Use a family calendar.
Plan weekly or monthly family meetings where you fill in your family calendar together. You can make a big calendar that hangs on the fridge or wall, or if your kids are older, you can all connect through a phone calendar.
Put fun into time management.
Just saying the words “time management” implies structure, something that is not pleasant. Try making it fun for your kids. Let them decorate the family calendar or use stickers when they complete chores. Compete with each other to see who can get their room cleaned first or get ready for bed first. If time management is not seen as unpleasant or a duty, your kids will implement it in their lives more often.
Teach your child to plan or think ahead.
Being on time–to soccer practice or to breakfast–requires planning. Help your child think about what they will need for the event? Is their sports back packed with their uniform and shoes?
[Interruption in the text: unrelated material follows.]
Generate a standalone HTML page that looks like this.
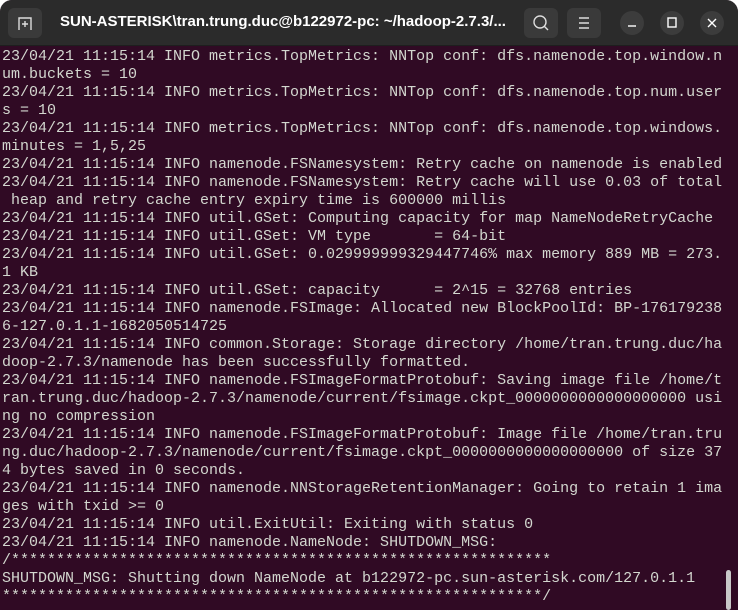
<!DOCTYPE html>
<html><head><style>
html,body{margin:0;padding:0;background:#fff;width:738px;height:610px;overflow:hidden}
.win{position:absolute;left:0;top:0;width:738px;height:610px;background:#300a24;border-radius:12px 12px 0 0;overflow:hidden}
.hdr{position:absolute;left:0;top:0;width:738px;height:45px;background:#2b2b2b;border-bottom:1px solid #1e1e1e}
.btn{position:absolute;top:8px;width:34px;height:30px;background:#3a3a3a;border-radius:6px}
.circ{position:absolute;top:11px;width:24px;height:24px;border-radius:12px;background:#3c3c3c;color:#fff;font:14px "Liberation Sans",sans-serif;text-align:center;line-height:24px}
.title{position:absolute;left:60px;top:13px;color:#fff;font:bold 15px "Liberation Sans",sans-serif;white-space:nowrap}
pre{position:absolute;left:2px;top:48px;margin:0;font:15px/18px "Liberation Mono",monospace;color:#d3d7cf;white-space:pre}
.sb{position:absolute;left:726px;top:570px;width:5px;height:40px;background:#c8c8c8;border-radius:3px}
</style></head><body>
<div class="win">
<div class="hdr">
<div class="btn" style="left:8px"><svg width="34" height="30"><path d="M11 22V10h12v12M17 13v6M14 16h6" stroke="#ddd" stroke-width="1.4" fill="none"/></svg></div>
<div class="title">SUN-ASTERISK\tran.trung.duc@b122972-pc: ~/hadoop-2.7.3/...</div>
<div class="btn" style="left:524px"><svg width="34" height="30"><circle cx="16" cy="14" r="6" stroke="#ddd" stroke-width="1.4" fill="none"/><path d="M20 18l4 4" stroke="#ddd" stroke-width="1.4"/></svg></div>
<div class="btn" style="left:567px"><svg width="34" height="30"><path d="M12 10h10M12 15h10M12 20h10" stroke="#ddd" stroke-width="1.4"/></svg></div>
<div class="circ" style="left:620px"><svg width="24" height="24"><path d="M8 15h8" stroke="#fff" stroke-width="1.4"/></svg></div>
<div class="circ" style="left:660px"><svg width="24" height="24"><rect x="8" y="7" width="8" height="9" stroke="#fff" stroke-width="1.4" fill="none"/></svg></div>
<div class="circ" style="left:700px"><svg width="24" height="24"><path d="M8 8l8 8M16 8l-8 8" stroke="#fff" stroke-width="1.4"/></svg></div>
</div>
<pre>23/04/21 11:15:14 INFO metrics.TopMetrics: NNTop conf: dfs.namenode.top.window.n
um.buckets = 10
23/04/21 11:15:14 INFO metrics.TopMetrics: NNTop conf: dfs.namenode.top.num.user
s = 10
23/04/21 11:15:14 INFO metrics.TopMetrics: NNTop conf: dfs.namenode.top.windows.
minutes = 1,5,25
23/04/21 11:15:14 INFO namenode.FSNamesystem: Retry cache on namenode is enabled
23/04/21 11:15:14 INFO namenode.FSNamesystem: Retry cache will use 0.03 of total
 heap and retry cache entry expiry time is 600000 millis
23/04/21 11:15:14 INFO util.GSet: Computing capacity for map NameNodeRetryCache
23/04/21 11:15:14 INFO util.GSet: VM type       = 64-bit
23/04/21 11:15:14 INFO util.GSet: 0.029999999329447746% max memory 889 MB = 273.
1 KB
23/04/21 11:15:14 INFO util.GSet: capacity      = 2^15 = 32768 entries
23/04/21 11:15:14 INFO namenode.FSImage: Allocated new BlockPoolId: BP-176179238
6-127.0.1.1-1682050514725
23/04/21 11:15:14 INFO common.Storage: Storage directory /home/tran.trung.duc/ha
doop-2.7.3/namenode has been successfully formatted.
23/04/21 11:15:14 INFO namenode.FSImageFormatProtobuf: Saving image file /home/t
ran.trung.duc/hadoop-2.7.3/namenode/current/fsimage.ckpt_0000000000000000000 usi
ng no compression
23/04/21 11:15:14 INFO namenode.FSImageFormatProtobuf: Image file /home/tran.tru
ng.duc/hadoop-2.7.3/namenode/current/fsimage.ckpt_0000000000000000000 of size 37
4 bytes saved in 0 seconds.
23/04/21 11:15:14 INFO namenode.NNStorageRetentionManager: Going to retain 1 ima
ges with txid &gt;= 0
23/04/21 11:15:14 INFO util.ExitUtil: Exiting with status 0
23/04/21 11:15:14 INFO namenode.NameNode: SHUTDOWN_MSG:
/************************************************************
SHUTDOWN_MSG: Shutting down NameNode at b122972-pc.sun-asterisk.com/127.0.1.1
************************************************************/
</pre>
<div class="sb"></div>
</div>
</body></html>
What time do they need to leave in order to be at practice on time? You may want to use a checklist for what they need to do or what needs to be into their bag for school or sports.
Coach, don’t manage.
Managers tell those under them what to do. They often nag, and that’s when people start tuning them out and conflicts will arise. On the other hand, coaches provide guidance and support. They empower others to succeed.
Parents who manage will err on the side of micro-managing because they want their kids to have a positive outcome. But parents who choose to coach their kids as they get older will teach their kids to think for themselves and build their decision-making skills.
Do you find yourself frequently saying any of these: “hurry up”, “come on, we are going to be late” or “why are you taking so long?” ? You may feel like your kids have absolutely no concept of time, but even small kids can learn about time management if you are committed to the process.